## BEGIN Supplied records
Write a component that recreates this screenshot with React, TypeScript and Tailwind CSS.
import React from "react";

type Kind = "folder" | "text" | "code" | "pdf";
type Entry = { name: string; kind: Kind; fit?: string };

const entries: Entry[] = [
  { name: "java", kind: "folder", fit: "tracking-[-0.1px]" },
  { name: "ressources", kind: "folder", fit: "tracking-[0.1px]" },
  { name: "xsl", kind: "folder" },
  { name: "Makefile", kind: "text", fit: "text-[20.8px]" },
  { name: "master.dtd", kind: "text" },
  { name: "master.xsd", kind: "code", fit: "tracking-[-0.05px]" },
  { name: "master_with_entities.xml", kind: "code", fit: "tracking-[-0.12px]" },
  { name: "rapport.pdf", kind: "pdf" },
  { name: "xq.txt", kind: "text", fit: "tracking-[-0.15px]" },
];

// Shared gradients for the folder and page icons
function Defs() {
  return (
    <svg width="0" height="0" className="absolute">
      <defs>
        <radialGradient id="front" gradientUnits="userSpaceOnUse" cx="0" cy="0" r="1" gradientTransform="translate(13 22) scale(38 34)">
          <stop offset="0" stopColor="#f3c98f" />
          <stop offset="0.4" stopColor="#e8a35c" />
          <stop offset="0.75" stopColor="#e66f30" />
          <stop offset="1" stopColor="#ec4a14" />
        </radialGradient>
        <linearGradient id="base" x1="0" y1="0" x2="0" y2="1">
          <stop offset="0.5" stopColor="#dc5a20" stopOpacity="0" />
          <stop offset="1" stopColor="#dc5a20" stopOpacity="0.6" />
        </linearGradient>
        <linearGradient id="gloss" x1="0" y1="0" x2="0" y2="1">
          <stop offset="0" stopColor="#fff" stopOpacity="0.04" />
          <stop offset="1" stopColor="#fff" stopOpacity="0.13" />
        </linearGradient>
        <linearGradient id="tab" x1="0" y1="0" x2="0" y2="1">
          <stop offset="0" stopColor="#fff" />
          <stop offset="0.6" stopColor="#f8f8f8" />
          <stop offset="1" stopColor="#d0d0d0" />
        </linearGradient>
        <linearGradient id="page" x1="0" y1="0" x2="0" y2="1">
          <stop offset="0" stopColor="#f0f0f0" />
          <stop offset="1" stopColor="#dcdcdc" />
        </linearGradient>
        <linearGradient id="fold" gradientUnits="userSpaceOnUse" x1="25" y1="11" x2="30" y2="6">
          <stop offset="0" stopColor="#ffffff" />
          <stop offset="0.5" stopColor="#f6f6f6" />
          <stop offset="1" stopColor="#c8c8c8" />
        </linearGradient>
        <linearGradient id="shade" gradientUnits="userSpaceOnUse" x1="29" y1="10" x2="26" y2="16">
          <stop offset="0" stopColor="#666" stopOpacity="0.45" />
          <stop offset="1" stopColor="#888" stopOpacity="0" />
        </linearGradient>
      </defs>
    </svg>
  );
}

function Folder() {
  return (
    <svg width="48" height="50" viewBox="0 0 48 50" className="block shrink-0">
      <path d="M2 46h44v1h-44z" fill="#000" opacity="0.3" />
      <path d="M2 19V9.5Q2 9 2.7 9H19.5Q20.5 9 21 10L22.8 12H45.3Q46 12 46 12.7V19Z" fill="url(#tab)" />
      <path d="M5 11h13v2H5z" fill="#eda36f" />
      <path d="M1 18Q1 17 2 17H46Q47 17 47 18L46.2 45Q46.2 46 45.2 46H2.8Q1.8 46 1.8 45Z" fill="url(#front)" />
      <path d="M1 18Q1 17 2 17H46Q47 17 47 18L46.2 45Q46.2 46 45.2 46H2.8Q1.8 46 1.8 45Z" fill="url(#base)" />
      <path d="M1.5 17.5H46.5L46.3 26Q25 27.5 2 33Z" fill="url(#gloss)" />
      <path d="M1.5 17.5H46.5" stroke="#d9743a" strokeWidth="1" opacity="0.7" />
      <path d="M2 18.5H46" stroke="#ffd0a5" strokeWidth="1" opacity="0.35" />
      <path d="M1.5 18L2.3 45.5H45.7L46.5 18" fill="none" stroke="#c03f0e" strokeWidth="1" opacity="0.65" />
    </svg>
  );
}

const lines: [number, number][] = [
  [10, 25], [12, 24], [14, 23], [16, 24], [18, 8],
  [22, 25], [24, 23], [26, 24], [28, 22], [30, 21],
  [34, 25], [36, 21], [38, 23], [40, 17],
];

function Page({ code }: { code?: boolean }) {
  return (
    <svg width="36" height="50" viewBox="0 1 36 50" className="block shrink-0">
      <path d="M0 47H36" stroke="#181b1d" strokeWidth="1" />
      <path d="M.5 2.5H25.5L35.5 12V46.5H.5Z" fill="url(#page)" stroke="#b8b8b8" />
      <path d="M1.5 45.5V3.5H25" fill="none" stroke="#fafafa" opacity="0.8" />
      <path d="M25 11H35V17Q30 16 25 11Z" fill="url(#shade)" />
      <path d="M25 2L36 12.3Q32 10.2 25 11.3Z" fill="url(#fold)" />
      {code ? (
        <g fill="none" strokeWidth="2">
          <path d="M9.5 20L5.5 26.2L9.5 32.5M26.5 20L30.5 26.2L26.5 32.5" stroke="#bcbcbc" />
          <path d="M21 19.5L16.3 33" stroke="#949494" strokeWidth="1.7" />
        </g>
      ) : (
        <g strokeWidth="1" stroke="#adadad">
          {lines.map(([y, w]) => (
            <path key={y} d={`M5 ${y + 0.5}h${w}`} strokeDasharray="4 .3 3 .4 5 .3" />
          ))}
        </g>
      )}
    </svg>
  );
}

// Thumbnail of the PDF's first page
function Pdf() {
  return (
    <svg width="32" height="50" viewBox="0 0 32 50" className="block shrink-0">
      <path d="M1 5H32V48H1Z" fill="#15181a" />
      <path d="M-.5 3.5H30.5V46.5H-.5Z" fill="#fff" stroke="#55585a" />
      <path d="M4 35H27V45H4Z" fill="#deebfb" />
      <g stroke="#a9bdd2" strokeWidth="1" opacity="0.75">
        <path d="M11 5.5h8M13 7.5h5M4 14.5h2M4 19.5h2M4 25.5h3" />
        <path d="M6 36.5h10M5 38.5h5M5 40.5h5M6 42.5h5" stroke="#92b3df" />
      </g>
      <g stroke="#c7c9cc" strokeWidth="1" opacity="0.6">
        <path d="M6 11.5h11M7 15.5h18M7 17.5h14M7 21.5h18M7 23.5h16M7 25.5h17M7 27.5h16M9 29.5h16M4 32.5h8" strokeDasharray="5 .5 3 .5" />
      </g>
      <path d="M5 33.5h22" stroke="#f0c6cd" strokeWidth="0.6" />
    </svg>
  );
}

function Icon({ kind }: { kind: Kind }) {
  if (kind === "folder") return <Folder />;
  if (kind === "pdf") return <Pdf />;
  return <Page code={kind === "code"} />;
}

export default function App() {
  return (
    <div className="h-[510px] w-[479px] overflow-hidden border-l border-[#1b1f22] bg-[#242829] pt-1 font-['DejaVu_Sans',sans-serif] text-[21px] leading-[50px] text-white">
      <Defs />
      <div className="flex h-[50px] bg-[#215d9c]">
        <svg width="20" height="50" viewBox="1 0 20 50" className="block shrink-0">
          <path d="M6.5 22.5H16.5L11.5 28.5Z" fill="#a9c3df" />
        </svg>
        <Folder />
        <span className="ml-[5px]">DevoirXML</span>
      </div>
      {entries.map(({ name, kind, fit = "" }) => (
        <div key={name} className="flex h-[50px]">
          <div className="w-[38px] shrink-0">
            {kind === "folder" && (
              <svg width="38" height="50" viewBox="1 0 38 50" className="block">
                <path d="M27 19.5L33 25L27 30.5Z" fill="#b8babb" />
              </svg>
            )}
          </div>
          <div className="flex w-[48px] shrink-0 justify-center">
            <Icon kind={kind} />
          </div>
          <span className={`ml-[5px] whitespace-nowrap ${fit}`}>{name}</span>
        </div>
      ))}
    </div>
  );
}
## END Supplied records
## BEGIN Supplied records
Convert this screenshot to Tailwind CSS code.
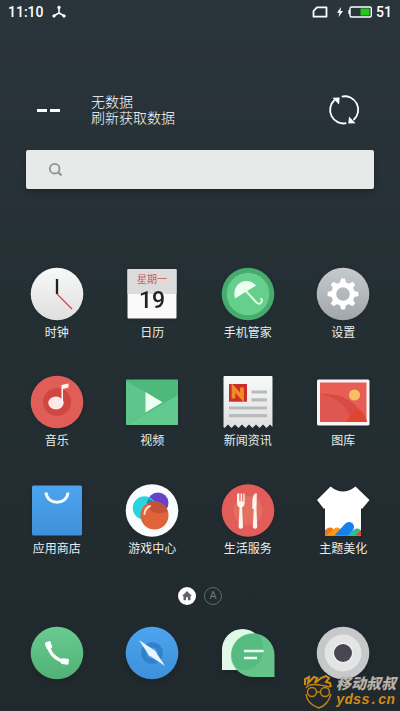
## END Supplied records
_The exercise_
Both the line with "Write a component" and the line with "string; kind: Kind;" belong in the answer; write them out exactly, with every line between.

_The response_
Write a component that recreates this screenshot with React, TypeScript and Tailwind CSS.
import React from "react";

type Kind = "folder" | "text" | "code" | "pdf";
type Entry = { name: string; kind: Kind; fit?: string };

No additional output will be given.